In this talk, I discuss issues surrounding audioliterality in the example of a BBC radio play adaptation of Henry James’s The Turning of the Screw. A close audionarratological analysis (Mildorf and Kinzel 2016, Bernaerts and Mildorf 2021) of (narrator-)characters’ voices and the words they speak reveals how the radio play creates its own strategies for guiding listeners in their interpretations while playfully drawing on the original text’s openness and indeterminacy.

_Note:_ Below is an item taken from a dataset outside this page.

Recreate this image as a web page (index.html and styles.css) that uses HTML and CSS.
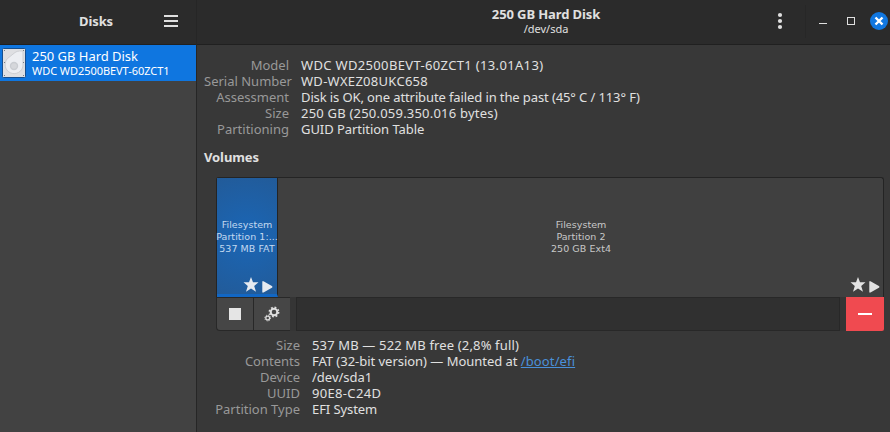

Jarmila Mildorf teaches English language and literature at Paderborn University. Her research interests are in audionarratology, radio drama, music and narrative, socionarratology and conversational storytelling, dialogue studies, autobiography and oral history, narrative medicine and the medical humanities. She is the author of Storying Domestic Violence: Constructions and Stereotypes of Abuse in the Discourse of General Practitioners (2007) and co-editor-in-chief of the book series ‘Narratives and Mental Health’ (Brill). Her ‘Habilitation’ (2018) was on fictional dialogue from a sociocognitive pragmatic perspective. She has furthermore co-edited numerous books and special journal issues to date, including Audionarratology: Interfaces of Sound and Narrative (2016, with Till Kinzel), Dialogue across Media (2017, with Bronwen Thomas), “Narrating Selves and the Literary from the Bible to Social Media” (Partial Answers 17:1 (2019), with Matti Hyvärinen and Mari Hatavara), Radio Art and Music: Culture, Aesthetics, Politics (2020, with Pim Verhulst) and Audionarratology: Lessons from Radio Drama (2021, with Lars Bernaerts).